● TASK REQUIREMENTS
Looking at the data below, count the lines that contain the string "styles". Write only the total.

● DATASET CONTENT
————————

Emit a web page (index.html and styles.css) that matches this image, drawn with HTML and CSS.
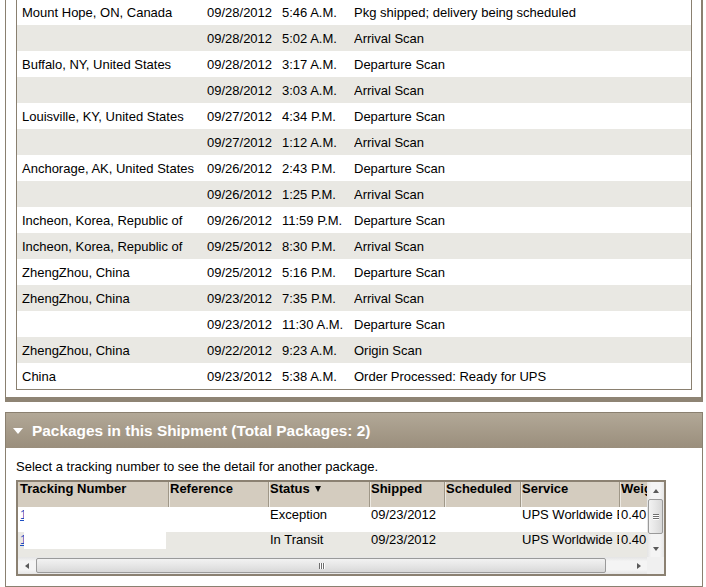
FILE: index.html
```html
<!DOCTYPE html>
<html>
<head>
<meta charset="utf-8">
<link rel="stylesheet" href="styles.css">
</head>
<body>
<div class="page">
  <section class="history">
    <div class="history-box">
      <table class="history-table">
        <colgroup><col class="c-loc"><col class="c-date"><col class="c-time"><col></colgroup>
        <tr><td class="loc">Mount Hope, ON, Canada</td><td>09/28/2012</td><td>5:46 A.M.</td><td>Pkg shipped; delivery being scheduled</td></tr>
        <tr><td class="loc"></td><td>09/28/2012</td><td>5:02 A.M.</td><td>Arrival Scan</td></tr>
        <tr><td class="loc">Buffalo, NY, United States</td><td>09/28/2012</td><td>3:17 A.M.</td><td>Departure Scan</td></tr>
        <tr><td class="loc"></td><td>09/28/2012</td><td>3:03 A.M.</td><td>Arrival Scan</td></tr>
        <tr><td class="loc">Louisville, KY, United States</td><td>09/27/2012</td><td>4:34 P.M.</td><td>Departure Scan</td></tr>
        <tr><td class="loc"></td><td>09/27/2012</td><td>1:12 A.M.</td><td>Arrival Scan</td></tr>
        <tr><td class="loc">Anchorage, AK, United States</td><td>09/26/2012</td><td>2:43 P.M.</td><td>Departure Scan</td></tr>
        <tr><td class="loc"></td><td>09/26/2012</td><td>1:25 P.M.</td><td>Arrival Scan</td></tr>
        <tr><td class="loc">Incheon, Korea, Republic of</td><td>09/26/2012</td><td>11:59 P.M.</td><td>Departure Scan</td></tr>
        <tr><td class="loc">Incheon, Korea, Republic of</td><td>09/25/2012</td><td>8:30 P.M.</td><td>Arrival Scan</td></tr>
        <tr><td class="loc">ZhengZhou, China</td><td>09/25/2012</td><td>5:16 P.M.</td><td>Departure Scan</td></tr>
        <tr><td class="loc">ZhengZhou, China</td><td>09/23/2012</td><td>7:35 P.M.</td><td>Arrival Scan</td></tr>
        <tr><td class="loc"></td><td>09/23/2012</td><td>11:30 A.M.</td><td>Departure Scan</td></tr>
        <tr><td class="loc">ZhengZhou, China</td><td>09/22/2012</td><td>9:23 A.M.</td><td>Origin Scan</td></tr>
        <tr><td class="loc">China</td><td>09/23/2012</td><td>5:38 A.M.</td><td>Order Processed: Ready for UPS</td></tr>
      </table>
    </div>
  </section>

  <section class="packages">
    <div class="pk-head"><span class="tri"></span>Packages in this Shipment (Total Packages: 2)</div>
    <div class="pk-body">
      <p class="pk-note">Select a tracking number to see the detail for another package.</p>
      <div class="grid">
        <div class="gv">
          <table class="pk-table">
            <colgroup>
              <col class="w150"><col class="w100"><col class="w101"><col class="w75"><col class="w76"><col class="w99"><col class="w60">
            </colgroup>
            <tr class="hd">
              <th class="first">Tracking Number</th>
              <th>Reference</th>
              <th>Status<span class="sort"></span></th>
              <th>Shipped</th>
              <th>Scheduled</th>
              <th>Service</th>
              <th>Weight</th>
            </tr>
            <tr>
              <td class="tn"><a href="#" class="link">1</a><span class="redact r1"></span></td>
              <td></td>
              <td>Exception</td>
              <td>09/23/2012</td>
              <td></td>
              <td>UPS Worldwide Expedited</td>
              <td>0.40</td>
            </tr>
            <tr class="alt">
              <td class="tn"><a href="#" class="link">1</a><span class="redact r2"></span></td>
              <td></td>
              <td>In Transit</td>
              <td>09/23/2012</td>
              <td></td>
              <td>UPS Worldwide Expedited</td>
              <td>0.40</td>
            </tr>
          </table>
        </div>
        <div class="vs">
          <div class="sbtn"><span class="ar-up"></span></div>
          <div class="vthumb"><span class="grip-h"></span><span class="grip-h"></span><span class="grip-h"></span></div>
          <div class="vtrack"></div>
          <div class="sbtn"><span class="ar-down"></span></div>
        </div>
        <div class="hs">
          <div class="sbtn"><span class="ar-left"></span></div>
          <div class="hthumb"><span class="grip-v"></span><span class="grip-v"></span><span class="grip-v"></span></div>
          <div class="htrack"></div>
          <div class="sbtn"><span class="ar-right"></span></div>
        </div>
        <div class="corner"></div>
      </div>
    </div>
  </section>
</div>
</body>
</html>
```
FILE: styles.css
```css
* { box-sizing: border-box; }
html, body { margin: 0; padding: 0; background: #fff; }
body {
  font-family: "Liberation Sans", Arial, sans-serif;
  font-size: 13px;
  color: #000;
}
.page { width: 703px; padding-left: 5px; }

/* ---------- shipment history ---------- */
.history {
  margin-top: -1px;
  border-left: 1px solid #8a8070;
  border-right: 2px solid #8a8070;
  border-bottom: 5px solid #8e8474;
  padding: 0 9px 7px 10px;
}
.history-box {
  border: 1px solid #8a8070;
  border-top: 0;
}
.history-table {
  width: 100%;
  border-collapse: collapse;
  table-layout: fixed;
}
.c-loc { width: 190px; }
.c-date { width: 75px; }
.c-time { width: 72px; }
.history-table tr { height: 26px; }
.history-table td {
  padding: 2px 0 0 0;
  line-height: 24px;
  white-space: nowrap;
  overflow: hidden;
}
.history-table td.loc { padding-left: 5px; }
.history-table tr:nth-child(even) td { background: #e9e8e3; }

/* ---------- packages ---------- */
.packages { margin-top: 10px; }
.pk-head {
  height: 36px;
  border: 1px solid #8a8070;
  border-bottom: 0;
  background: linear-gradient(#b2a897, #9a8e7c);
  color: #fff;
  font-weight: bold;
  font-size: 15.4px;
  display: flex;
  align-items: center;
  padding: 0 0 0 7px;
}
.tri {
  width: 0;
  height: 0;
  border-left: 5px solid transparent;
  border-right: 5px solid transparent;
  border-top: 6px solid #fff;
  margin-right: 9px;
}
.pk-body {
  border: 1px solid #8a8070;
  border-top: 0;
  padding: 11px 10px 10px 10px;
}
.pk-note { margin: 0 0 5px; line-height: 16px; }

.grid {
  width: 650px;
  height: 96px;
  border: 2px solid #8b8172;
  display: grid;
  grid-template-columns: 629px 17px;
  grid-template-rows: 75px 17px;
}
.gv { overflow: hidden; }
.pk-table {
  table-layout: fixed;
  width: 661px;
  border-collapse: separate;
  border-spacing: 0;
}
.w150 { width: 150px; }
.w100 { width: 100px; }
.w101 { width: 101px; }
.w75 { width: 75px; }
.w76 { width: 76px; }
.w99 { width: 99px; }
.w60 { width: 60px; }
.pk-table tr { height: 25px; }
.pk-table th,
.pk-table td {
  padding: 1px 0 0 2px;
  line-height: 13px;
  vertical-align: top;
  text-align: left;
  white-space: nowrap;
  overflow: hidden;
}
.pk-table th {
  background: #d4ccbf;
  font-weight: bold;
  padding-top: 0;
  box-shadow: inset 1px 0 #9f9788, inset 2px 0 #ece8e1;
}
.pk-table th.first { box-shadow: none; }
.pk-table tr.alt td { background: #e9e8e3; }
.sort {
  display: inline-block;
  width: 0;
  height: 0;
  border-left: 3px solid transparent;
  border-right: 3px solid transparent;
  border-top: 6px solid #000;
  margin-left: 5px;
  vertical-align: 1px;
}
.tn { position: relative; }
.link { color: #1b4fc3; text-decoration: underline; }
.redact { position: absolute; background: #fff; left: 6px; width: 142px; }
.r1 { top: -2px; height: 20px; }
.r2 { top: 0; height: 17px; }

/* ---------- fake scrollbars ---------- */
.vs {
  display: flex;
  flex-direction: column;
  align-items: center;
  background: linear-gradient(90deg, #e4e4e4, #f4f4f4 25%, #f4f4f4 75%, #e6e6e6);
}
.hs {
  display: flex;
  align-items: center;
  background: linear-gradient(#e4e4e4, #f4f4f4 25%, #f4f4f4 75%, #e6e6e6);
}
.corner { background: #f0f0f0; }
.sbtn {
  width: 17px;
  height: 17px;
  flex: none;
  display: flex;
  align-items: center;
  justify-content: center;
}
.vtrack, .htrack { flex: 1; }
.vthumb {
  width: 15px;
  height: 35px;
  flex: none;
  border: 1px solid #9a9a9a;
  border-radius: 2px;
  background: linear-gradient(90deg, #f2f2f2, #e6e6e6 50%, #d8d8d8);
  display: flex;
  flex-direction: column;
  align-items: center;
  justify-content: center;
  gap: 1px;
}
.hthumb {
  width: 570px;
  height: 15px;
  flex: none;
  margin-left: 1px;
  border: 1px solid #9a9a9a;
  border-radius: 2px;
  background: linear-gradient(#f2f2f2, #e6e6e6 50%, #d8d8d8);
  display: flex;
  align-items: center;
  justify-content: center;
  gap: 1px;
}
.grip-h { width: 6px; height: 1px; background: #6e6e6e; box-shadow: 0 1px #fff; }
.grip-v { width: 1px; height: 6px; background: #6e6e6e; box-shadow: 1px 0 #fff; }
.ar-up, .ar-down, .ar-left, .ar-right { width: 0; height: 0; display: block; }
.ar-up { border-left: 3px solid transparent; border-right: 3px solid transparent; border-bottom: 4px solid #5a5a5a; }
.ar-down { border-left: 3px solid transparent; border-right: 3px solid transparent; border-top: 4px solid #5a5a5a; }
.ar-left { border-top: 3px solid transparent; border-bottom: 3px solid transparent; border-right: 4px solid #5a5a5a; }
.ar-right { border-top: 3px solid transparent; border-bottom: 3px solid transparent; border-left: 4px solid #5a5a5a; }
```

————————

● FULL SOLUTION
3